Termites and their symbionts
Our lab is working as part of a NSF-funded EFRI (Emerging Frontiers in Research and Innovation) group to study signaling and the dynamics of the symbiotic gut community in the Northeastern termite Reticulitermes flavipes. The community under study consists of bacteria, archaea and protists. These organisms exist symbiotically within the termite gut, and together with the termite convert wood to fuel (acetate). We think the capabilities of the termite depend on the composition, spatial distribution and structure of the community in its gut and we think that the community is regulated through a complex signaling network composed of cell-cell contact dependent signaling and intercellular chemical signaling. We are trying to replicate microscale physical and chemical features of a lower termite gut using molecular biology and engineered, microfluidic microhabitats. The work under way right now focuses on:
1. Metagenomics: Used to evaluate the gut community composition of R. flavipes and the genes it    expresses
2. Signaling: We are studying cell-cell communication that takes place when community members come    in contact with each other
3. Modeling: We are carrying out mathematical analysis to determine signaling network structure and modulate functionality.
4. Engineering: We are developing a microfluidic culture array mimicking the microhabitat of the R.    flavipes gut allowing physicochemical control and real time monitoring.
 5. Integration: Ultimately we expect to establish, maintain, and control a functional termite microbiome    in vitro.

The group of labs working on this project: Dr. Daniel Gage, Dr. Joerg Graf, Dr. Jared Leadbetter, Dr. William Mustain, Dr. Ken Noll, Dr. Leslie Shor and Dr. Ranjan Srivastava.
 

Microbial ecology of complex environments such as the rhizosphere
Identifying types, and distributions, of nutrients found around plant roots is needed in order to better understand forces driving plant/microbe interactions (pdf) (pdf). However, nutrients near the root are difficult to study: they are hard to extract from soil, they are readily used by microorganisms and thus rapidly disappear, and it is difficult to sample the root region without disrupting nutrient distributions. We have overcome some of these problems by constructing and deploying bacterial reporters which fluoresce when particular nutrients are present in the root/soil environment. The reporters are simply inoculated into environmental chambers containing plants, and the root systems in the chambers are later observed by microscopy. The locations of fluorescing bacteria indicate regions where particular nutrients are detected by the biosensing bacteria. Using this technology, nutrients and their locations in time and space can be observed around plant roots, and in soil.
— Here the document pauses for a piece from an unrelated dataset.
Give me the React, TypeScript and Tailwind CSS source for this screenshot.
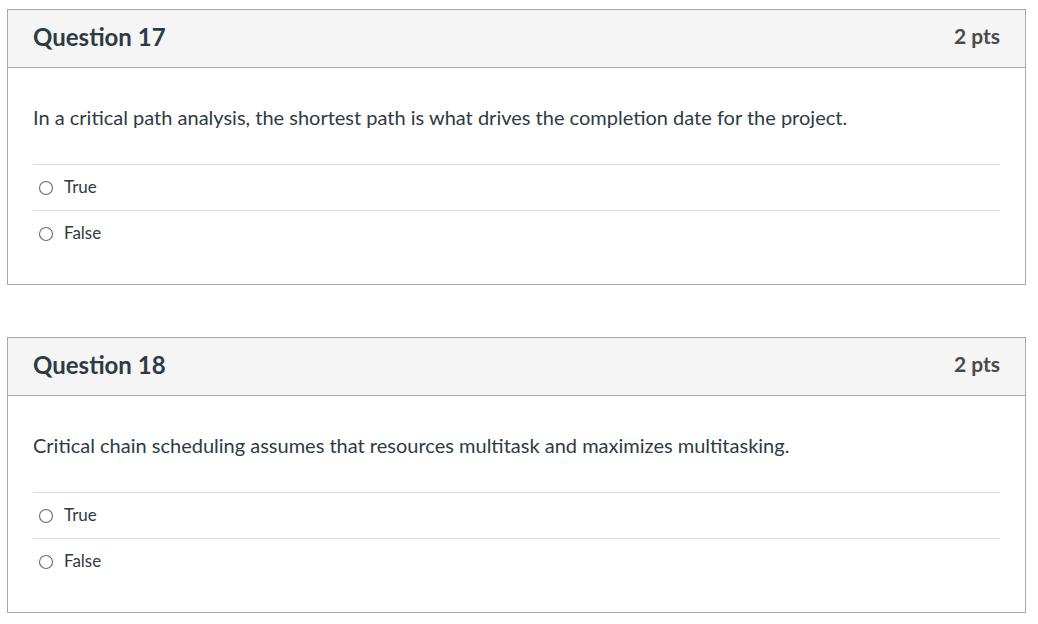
import React from "react";

function Radio() {
  return (
    <svg width="16" height="16" viewBox="0 0 16 16" className="shrink-0">
      <circle cx="8" cy="8" r="6.5" fill="white" stroke="#6b6b6b" strokeWidth="1.1" />
    </svg>
  );
}

function Question({ n, text }: { n: number; text: string }) {
  return (
    <div className="border border-[#a8a8a8] bg-white">
      <div className="flex h-[58px] items-center justify-between border-b border-[#a8a8a8] bg-[#f5f5f5] pb-[4px] pl-[25px] pr-[25px]">
        <div className="text-[24px] font-bold text-[#2d3b45]">Question {n}</div>
        <div className="-translate-y-[1px] text-[21px] font-bold text-[#4a4a4a]">2 pts</div>
      </div>
      <div className="px-[25px] pb-[27px] pt-[34px]">
        <div className="text-[20px] leading-[30px] text-[#2d3b45]">{text}</div>
        <div className="mt-[32px] border-t border-[#dcdcdc]">
          {["True", "False"].map((a, i) => (
            <div
              key={a}
              className={
                "flex h-[46px] items-center gap-[10px] pl-[5px] text-[17px] text-[#2d3b45]" +
                (i === 0 ? " border-b border-[#dcdcdc]" : "")
              }
            >
              <Radio />
              <span className="-translate-y-[1px]">{a}</span>
            </div>
          ))}
        </div>
      </div>
    </div>
  );
}

export default function App() {
  return (
    <div className="min-h-[624px] bg-white pl-[7px] pr-[12px] pt-[9px]" style={{ fontFamily: "Lato, 'Liberation Sans', sans-serif" }}>
      <div className="flex flex-col gap-[52px]">
        <Question n={17} text="In a critical path analysis, the shortest path is what drives the completion date for the project." />
        <Question n={18} text="Critical chain scheduling assumes that resources multitask and maximizes multitasking." />
      </div>
    </div>
  );
}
We are applying the technology to study how sugars, organic acids, bulk carbon and water potential support growth of bacteria around the roots of a variety plant species (pdf) (pdf). Ultimately we hope to use these biosensors to investigate how carbon flow into the rhizosphere is modified in response to changes in plant physiology. This work is multidisciplinary and is being done in collaboration with Dr. Zoe Cardon at the Marine Biology Lab at Woods Hole.